• **Supplied material**:
— begin —

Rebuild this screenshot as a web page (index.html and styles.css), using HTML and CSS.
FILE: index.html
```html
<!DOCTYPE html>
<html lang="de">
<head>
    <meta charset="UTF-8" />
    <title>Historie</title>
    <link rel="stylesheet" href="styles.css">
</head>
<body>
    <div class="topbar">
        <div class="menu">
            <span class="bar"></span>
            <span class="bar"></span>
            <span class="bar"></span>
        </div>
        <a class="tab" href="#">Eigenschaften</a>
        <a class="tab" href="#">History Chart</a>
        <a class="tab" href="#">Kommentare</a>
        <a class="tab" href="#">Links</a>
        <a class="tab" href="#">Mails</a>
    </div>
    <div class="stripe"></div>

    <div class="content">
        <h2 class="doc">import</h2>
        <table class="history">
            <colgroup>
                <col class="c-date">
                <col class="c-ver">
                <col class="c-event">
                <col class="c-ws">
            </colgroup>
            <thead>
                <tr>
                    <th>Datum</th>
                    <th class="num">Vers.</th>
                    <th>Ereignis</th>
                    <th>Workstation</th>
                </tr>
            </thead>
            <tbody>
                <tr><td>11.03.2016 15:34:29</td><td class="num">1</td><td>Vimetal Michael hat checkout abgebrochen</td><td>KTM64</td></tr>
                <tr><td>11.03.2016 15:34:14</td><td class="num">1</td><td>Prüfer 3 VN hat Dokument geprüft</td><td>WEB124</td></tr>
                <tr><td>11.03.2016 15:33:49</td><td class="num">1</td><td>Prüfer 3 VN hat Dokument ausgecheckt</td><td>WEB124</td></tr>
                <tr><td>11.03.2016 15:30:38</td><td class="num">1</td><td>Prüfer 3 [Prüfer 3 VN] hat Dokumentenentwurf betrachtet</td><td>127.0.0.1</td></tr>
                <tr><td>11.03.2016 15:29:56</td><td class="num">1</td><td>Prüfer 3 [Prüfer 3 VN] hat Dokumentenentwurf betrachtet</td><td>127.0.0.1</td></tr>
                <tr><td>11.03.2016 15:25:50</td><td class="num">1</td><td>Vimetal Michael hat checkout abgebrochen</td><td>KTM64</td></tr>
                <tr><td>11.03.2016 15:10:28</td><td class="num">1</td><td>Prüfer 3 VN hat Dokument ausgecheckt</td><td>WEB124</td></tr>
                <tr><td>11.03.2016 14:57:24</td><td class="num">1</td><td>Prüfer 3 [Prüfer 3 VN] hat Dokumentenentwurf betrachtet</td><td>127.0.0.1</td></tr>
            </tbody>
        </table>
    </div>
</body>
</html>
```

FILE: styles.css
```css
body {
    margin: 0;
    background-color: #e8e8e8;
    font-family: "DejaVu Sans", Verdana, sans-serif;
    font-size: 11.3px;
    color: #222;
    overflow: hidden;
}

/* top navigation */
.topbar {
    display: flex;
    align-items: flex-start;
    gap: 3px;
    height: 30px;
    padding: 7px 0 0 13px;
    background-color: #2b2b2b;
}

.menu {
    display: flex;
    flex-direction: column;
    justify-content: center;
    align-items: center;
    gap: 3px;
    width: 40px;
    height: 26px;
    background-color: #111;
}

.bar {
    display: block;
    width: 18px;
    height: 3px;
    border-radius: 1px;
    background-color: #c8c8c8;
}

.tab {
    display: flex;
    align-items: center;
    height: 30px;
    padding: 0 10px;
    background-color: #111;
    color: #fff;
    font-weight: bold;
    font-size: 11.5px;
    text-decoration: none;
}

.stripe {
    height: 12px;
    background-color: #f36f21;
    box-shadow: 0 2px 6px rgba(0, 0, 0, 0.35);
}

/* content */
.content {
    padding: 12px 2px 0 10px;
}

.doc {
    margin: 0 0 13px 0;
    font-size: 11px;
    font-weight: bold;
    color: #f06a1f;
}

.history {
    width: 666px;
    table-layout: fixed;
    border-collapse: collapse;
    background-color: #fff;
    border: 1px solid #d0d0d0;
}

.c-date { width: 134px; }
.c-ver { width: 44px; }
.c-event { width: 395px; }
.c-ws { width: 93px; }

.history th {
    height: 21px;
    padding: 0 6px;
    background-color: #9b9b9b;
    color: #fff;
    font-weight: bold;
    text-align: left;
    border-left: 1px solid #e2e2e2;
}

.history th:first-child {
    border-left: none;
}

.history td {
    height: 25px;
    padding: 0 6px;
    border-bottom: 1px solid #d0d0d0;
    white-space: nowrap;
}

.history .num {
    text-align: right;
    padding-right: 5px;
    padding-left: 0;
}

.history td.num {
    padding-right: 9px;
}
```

— end —

Return the whole listing exactly, with every line included.

• **Written solution**:
Rebuild this screenshot as a web page (index.html and styles.css), using HTML and CSS.
FILE: index.html
```html
<!DOCTYPE html>
<html lang="de">
<head>
    <meta charset="UTF-8" />
    <title>Historie</title>
    <link rel="stylesheet" href="styles.css">
</head>
<body>
    <div class="topbar">
        <div class="menu">
            <span class="bar"></span>
            <span class="bar"></span>
            <span class="bar"></span>
        </div>
        <a class="tab" href="#">Eigenschaften</a>
        <a class="tab" href="#">History Chart</a>
        <a class="tab" href="#">Kommentare</a>
        <a class="tab" href="#">Links</a>
        <a class="tab" href="#">Mails</a>
    </div>
    <div class="stripe"></div>

    <div class="content">
        <h2 class="doc">import</h2>
        <table class="history">
            <colgroup>
                <col class="c-date">
                <col class="c-ver">
                <col class="c-event">
                <col class="c-ws">
            </colgroup>
            <thead>
                <tr>
                    <th>Datum</th>
                    <th class="num">Vers.</th>
                    <th>Ereignis</th>
                    <th>Workstation</th>
                </tr>
            </thead>
            <tbody>
                <tr><td>11.03.2016 15:34:29</td><td class="num">1</td><td>Vimetal Michael hat checkout abgebrochen</td><td>KTM64</td></tr>
                <tr><td>11.03.2016 15:34:14</td><td class="num">1</td><td>Prüfer 3 VN hat Dokument geprüft</td><td>WEB124</td></tr>
                <tr><td>11.03.2016 15:33:49</td><td class="num">1</td><td>Prüfer 3 VN hat Dokument ausgecheckt</td><td>WEB124</td></tr>
                <tr><td>11.03.2016 15:30:38</td><td class="num">1</td><td>Prüfer 3 [Prüfer 3 VN] hat Dokumentenentwurf betrachtet</td><td>127.0.0.1</td></tr>
                <tr><td>11.03.2016 15:29:56</td><td class="num">1</td><td>Prüfer 3 [Prüfer 3 VN] hat Dokumentenentwurf betrachtet</td><td>127.0.0.1</td></tr>
                <tr><td>11.03.2016 15:25:50</td><td class="num">1</td><td>Vimetal Michael hat checkout abgebrochen</td><td>KTM64</td></tr>
                <tr><td>11.03.2016 15:10:28</td><td class="num">1</td><td>Prüfer 3 VN hat Dokument ausgecheckt</td><td>WEB124</td></tr>
                <tr><td>11.03.2016 14:57:24</td><td class="num">1</td><td>Prüfer 3 [Prüfer 3 VN] hat Dokumentenentwurf betrachtet</td><td>127.0.0.1</td></tr>
            </tbody>
        </table>
    </div>
</body>
</html>
```

FILE: styles.css
```css
body {
    margin: 0;
    background-color: #e8e8e8;
    font-family: "DejaVu Sans", Verdana, sans-serif;
    font-size: 11.3px;
    color: #222;
    overflow: hidden;
}

/* top navigation */
.topbar {
    display: flex;
    align-items: flex-start;
    gap: 3px;
    height: 30px;
    padding: 7px 0 0 13px;
    background-color: #2b2b2b;
}

.menu {
    display: flex;
    flex-direction: column;
    justify-content: center;
    align-items: center;
    gap: 3px;
    width: 40px;
    height: 26px;
    background-color: #111;
}

.bar {
    display: block;
    width: 18px;
    height: 3px;
    border-radius: 1px;
    background-color: #c8c8c8;
}

.tab {
    display: flex;
    align-items: center;
    height: 30px;
    padding: 0 10px;
    background-color: #111;
    color: #fff;
    font-weight: bold;
    font-size: 11.5px;
    text-decoration: none;
}

.stripe {
    height: 12px;
    background-color: #f36f21;
    box-shadow: 0 2px 6px rgba(0, 0, 0, 0.35);
}

/* content */
.content {
    padding: 12px 2px 0 10px;
}

.doc {
    margin: 0 0 13px 0;
    font-size: 11px;
    font-weight: bold;
    color: #f06a1f;
}

.history {
    width: 666px;
    table-layout: fixed;
    border-collapse: collapse;
    background-color: #fff;
    border: 1px solid #d0d0d0;
}

.c-date { width: 134px; }
.c-ver { width: 44px; }
.c-event { width: 395px; }
.c-ws { width: 93px; }

.history th {
    height: 21px;
    padding: 0 6px;
    background-color: #9b9b9b;
    color: #fff;
    font-weight: bold;
    text-align: left;
    border-left: 1px solid #e2e2e2;
}

.history th:first-child {
    border-left: none;
}

.history td {
    height: 25px;
    padding: 0 6px;
    border-bottom: 1px solid #d0d0d0;
    white-space: nowrap;
}

.history .num {
    text-align: right;
    padding-right: 5px;
    padding-left: 0;
}

.history td.num {
    padding-right: 9px;
}
```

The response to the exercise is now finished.